対策(正しい外し方)は両方とも白いコネクタ部分を持ち引き抜きます。かなり固いので外しにくいですが、少しだけ左右に振ると外れやすくなると思います。
チューブの方がやりやすく感じてしまうと思います。でも、破損することがありますのでチューブを持つのはやめましょう(ง •_•)ง
②本体接続チューブの本体側との接続するコネクタ部分の破損箇所と原因
②の部分は通常使用では外す必要はありません。しかし、丁寧に清掃するためなのかチューブを外してしまう人がいます。繰り返しているとコネクタ部分のフック部分に破損が生じてしまいます。
また、引き抜くときにチューブを引っ張ってしまうとコネクタからチューブが抜けてしまうことがあります。
対策としては、基本は「本体」から「本体接続チューブ」を抜かないようにしましょう。抜く場合にはチューブは引っ張らず、コネクタ部分を持つようにし、まっすぐに引き抜きます。
③スリーブチューブ部分の破損箇所と原因
スリーブは下の写真のような形状をしています。
空気を送るチューブがどのようになっているのか、中の構造をみてみましょう。空気を送る箇所が3箇所あり、チューブも3本あり、空気漏れや外れがないよう固定されています。
リークがあるときはこのチューブが外れていることがあり、なかでも一番短いチューブが外れていることがあります。
原因は体位交換時などにチューブが引っ張られることや、一時的にスリーブと本体接続チューブを外す際にコネクタを持たずに引き抜くなどを行うとチューブが外れてしまうことがあります。

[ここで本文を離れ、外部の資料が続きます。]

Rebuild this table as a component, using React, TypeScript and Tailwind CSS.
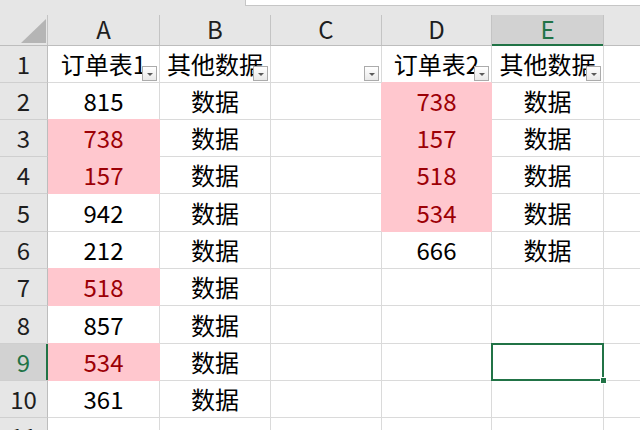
import React from "react";

type Cell = { text?: string; pink?: boolean; filter?: boolean };

const FONT = "font-['Noto_Sans_CJK_SC','Noto_Sans',sans-serif]";

const cols = [
  { label: "A", w: "w-[112px]" },
  { label: "B", w: "w-[111px]" },
  { label: "C", w: "w-[111px]" },
  { label: "D", w: "w-[110px]" },
  { label: "E", w: "w-[112px]" },
];

const heights = [
  "h-[37px]",
  "h-[37px]",
  "h-[37px]",
  "h-[37px]",
  "h-[38px]",
  "h-[37px]",
  "h-[37px]",
  "h-[38px]",
  "h-[37px]",
  "h-[37px]",
  "h-[37px]",
];

const D = "数据";
const data: Cell[][] = [
  [
    { text: "订单表1", filter: true },
    { text: "其他数据", filter: true },
    { filter: true },
    { text: "订单表2", filter: true },
    { text: "其他数据", filter: true },
  ],
  [{ text: "815" }, { text: D }, {}, { text: "738", pink: true }, { text: D }],
  [{ text: "738", pink: true }, { text: D }, {}, { text: "157", pink: true }, { text: D }],
  [{ text: "157", pink: true }, { text: D }, {}, { text: "518", pink: true }, { text: D }],
  [{ text: "942" }, { text: D }, {}, { text: "534", pink: true }, { text: D }],
  [{ text: "212" }, { text: D }, {}, { text: "666" }, { text: D }],
  [{ text: "518", pink: true }, { text: D }, {}, {}, {}],
  [{ text: "857" }, { text: D }, {}, {}, {}],
  [{ text: "534", pink: true }, { text: D }, {}, {}, {}],
  [{ text: "361" }, { text: D }, {}, {}, {}],
  [{}, {}, {}, {}, {}],
];

function FilterButton() {
  return (
    <div className="absolute right-[2px] bottom-[1px] w-[15px] h-[15px] border border-[#ababab] bg-linear-to-b from-white to-[#e9e9e9] flex items-end justify-center pb-[4px] z-10">
      <div className="w-0 h-0 border-l-[3px] border-r-[3px] border-t-[3px] border-l-transparent border-r-transparent border-t-[#5a5a5a]" />
    </div>
  );
}

export default function App() {
  const isPink = (r: number, c: number) => !!data[r]?.[c]?.pink;
  return (
    <div className={`w-[640px] h-[430px] overflow-hidden bg-white relative ${FONT}`}>
      {/* top strip with formula bar edge */}
      <div className="h-[15px] bg-[#e6e6e6] flex">
        <div className="w-[245px] shrink-0" />
        <div className="flex-1 h-[6px] bg-white border-l border-b border-[#c6c6c6]" />
      </div>

      {/* column headers */}
      <div className="flex h-[31px] bg-[#e6e6e6] border-b border-[#bdbdbd]">
        <div className="w-[48px] shrink-0 border-r border-[#c4c4c4] relative">
          <svg className="absolute left-[21px] top-[4px]" width="25" height="24" viewBox="0 0 25 24">
            <polygon points="0,24 25,24 25,0" fill="#b5b5b5" />
          </svg>
        </div>
        {cols.map((c) => {
          const sel = c.label === "E";
          return (
            <div
              key={c.label}
              className={`${c.w} shrink-0 border-r border-[#c4c4c4] relative flex items-center justify-center text-[24px] leading-none ${
                sel ? "bg-[#d2d2d2] text-[#217346]" : "text-[#1e1e1e]"
              }`}
            >
              <span className="-mt-[2px]">{c.label}</span>
              {sel && <div className="absolute left-0 right-0 -bottom-px h-[2px] bg-[#217346]" />}
            </div>
          );
        })}
        <div className="flex-1" />
      </div>

      {/* rows */}
      {data.map((row, r) => {
        const selRow = r === 8;
        return (
          <div key={r} className={`flex ${heights[r]}`}>
            <div
              className={`w-[48px] shrink-0 border-r border-b border-r-[#bdbdbd] border-b-[#cfcfcf] relative flex items-center justify-center text-[24px] leading-none ${
                selRow ? "bg-[#d2d2d2] text-[#217346]" : "bg-[#e6e6e6] text-[#1e1e1e]"
              }`}
            >
              <span>{r + 1}</span>
              {selRow && <div className="absolute -right-px top-0 bottom-0 w-[2px] bg-[#217346]" />}
            </div>
            {row.map((cell, c) => {
              const pink = cell.pink;
              const bottomPink = pink || isPink(r + 1, c);
              const rightPink = pink || isPink(r, c + 1);
              const selected = r === 8 && c === 4;
              return (
                <div
                  key={c}
                  className={`${cols[c].w} shrink-0 border-r border-b relative flex items-center justify-center text-[24px] leading-none ${
                    bottomPink ? "border-b-[#ffc7ce]" : "border-b-[#dadada]"
                  } ${rightPink ? "border-r-[#ffc7ce]" : "border-r-[#dadada]"} ${
                    pink ? "bg-[#ffc7ce] text-[#9c0006]" : "text-black"
                  } ${selected ? "" : "overflow-hidden"}`}
                >
                  {cell.text && <span className="whitespace-nowrap">{cell.text}</span>}
                  {cell.filter && <FilterButton />}
                  {selected && (
                    <>
                      <div className="absolute -left-px -top-px -right-px -bottom-px border-2 border-[#217346] z-10" />
                      <div className="absolute -right-[4px] -bottom-[4px] w-[7px] h-[7px] bg-[#217346] border border-white z-20" />
                    </>
                  )}
                </div>
              );
            })}
            <div className="flex-1 border-b border-[#dadada]" />
          </div>
        );
      })}
    </div>
  );
}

対策としてはスリーブから本体接続チューブを外す際には必ずコネクタ部分をもって取り外すようにしましょう。
さいごに
今回は当院で発生するフットポンプのリークアラームの原因と対策について説明しました。フットポンプSCD700のリークアラームは「ピッ ・ピッ ・ピッ 」と緊急性が感じにくいアラーム音のため、他の業務を優先してすぐに対応されないこともあるかもしれません。しかし、静脈血栓塞栓症が発症して肺塞栓になると予後が大変悪くなってしまうため、静脈血栓ができないよう、アラームが発生した場合にはすぐに対応することがとでも大切です。